## start
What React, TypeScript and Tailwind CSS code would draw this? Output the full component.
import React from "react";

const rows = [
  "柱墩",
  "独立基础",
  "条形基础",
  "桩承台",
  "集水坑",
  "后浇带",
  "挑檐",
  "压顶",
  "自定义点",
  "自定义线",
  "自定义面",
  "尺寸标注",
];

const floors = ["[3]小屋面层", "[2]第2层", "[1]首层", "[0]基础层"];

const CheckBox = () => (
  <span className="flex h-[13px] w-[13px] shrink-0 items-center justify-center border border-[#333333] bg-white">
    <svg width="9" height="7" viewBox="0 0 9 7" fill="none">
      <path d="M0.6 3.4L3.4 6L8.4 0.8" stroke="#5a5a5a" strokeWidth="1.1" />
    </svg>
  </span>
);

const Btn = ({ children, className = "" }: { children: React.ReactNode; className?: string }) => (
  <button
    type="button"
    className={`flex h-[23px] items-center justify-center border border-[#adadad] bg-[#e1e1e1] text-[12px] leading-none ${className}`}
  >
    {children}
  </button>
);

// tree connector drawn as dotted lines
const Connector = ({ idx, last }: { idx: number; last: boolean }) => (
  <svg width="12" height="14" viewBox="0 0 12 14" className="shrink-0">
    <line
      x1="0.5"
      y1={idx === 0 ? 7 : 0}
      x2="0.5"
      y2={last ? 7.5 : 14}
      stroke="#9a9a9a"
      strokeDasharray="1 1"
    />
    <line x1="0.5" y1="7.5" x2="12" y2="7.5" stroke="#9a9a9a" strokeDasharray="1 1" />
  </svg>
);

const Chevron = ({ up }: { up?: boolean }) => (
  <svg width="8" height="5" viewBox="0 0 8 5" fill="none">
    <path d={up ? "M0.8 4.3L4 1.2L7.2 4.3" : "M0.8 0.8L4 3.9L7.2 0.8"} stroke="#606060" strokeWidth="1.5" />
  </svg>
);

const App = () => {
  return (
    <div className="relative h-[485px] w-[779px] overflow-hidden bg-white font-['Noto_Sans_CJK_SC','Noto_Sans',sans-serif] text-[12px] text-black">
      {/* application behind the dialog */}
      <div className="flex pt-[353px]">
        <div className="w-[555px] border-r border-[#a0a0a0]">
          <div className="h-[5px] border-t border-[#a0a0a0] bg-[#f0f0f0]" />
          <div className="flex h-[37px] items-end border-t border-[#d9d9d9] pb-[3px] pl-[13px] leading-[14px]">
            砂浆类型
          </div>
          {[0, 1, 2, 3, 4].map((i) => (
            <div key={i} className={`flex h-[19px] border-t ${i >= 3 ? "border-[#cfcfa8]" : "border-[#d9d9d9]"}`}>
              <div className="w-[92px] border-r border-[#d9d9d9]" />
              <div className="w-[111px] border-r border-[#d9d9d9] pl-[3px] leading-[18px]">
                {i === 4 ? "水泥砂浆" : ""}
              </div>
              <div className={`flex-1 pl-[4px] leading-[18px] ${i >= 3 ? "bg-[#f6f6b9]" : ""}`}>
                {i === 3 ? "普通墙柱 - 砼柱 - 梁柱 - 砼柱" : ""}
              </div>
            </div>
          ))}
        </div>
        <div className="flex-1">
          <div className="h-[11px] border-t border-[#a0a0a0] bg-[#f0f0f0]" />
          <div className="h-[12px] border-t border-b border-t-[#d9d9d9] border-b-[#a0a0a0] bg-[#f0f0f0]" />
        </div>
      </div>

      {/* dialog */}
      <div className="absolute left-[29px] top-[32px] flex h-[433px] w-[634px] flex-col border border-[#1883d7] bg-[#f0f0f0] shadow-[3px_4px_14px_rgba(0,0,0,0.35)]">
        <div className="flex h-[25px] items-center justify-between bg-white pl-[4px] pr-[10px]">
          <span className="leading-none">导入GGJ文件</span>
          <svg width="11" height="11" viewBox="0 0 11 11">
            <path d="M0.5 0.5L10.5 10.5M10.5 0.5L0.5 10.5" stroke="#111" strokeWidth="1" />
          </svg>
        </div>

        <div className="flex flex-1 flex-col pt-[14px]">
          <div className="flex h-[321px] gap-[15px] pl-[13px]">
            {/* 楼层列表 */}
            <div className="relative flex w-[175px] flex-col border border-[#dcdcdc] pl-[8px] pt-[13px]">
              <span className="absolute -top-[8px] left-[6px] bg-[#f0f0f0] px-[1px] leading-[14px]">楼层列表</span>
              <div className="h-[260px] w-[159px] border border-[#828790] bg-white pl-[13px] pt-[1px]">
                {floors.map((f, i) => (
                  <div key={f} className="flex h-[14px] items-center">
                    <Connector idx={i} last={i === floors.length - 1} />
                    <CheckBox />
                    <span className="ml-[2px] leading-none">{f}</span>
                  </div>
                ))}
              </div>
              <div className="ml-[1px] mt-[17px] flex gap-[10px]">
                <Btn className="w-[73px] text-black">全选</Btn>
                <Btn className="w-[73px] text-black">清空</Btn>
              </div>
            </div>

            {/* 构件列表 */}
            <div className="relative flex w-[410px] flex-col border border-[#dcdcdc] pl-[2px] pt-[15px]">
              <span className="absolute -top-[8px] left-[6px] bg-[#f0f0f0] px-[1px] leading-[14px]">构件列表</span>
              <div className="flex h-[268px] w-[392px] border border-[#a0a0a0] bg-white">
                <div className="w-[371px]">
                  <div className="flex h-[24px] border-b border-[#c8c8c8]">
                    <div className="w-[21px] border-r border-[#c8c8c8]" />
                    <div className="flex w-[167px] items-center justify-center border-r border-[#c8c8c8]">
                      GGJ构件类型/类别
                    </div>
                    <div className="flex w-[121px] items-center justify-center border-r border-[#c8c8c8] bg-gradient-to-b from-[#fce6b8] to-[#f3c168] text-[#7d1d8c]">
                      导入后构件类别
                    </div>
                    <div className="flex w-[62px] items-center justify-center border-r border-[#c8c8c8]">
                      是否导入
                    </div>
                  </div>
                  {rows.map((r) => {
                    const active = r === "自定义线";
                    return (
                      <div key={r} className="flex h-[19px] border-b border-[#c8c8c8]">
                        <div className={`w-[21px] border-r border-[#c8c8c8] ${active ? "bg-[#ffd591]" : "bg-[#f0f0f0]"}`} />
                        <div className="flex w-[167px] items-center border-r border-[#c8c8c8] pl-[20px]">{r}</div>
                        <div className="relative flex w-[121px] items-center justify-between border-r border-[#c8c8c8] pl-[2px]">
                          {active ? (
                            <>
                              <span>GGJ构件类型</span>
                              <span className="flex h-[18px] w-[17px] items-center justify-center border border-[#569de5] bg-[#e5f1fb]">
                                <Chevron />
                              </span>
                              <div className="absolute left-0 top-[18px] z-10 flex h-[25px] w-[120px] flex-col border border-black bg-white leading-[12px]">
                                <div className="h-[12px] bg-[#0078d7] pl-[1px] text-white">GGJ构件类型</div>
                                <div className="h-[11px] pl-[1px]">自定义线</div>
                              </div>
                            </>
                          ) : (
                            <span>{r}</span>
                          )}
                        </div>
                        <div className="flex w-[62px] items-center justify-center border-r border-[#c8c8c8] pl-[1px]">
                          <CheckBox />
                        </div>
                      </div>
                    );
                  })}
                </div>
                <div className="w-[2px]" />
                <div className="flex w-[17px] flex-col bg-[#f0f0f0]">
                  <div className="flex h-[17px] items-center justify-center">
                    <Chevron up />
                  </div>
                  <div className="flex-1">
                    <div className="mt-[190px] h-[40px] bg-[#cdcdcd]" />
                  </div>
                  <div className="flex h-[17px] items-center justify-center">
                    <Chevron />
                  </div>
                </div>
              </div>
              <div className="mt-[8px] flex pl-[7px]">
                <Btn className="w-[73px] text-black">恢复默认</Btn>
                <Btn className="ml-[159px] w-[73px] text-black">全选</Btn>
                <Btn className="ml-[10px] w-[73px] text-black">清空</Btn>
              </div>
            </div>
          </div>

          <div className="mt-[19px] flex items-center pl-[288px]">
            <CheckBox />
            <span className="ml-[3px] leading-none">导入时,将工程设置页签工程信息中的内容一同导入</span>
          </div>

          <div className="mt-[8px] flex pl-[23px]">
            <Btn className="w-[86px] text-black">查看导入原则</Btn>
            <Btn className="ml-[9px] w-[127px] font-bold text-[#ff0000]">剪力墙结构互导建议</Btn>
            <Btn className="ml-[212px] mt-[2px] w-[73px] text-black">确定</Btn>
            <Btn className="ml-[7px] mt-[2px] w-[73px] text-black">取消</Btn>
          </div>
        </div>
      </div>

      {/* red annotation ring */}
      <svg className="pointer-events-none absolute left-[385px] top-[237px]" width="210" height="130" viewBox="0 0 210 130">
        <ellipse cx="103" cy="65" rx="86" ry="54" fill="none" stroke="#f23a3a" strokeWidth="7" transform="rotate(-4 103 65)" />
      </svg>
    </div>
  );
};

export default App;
## end
THE TASK: Identify the lines of the data that contain the word "React". Copy each of them.

ANSWER IN FULL:
What React, TypeScript and Tailwind CSS code would draw this? Output the full component.
import React from "react";
const Btn = ({ children, className = "" }: { children: React.ReactNode; className?: string }) => (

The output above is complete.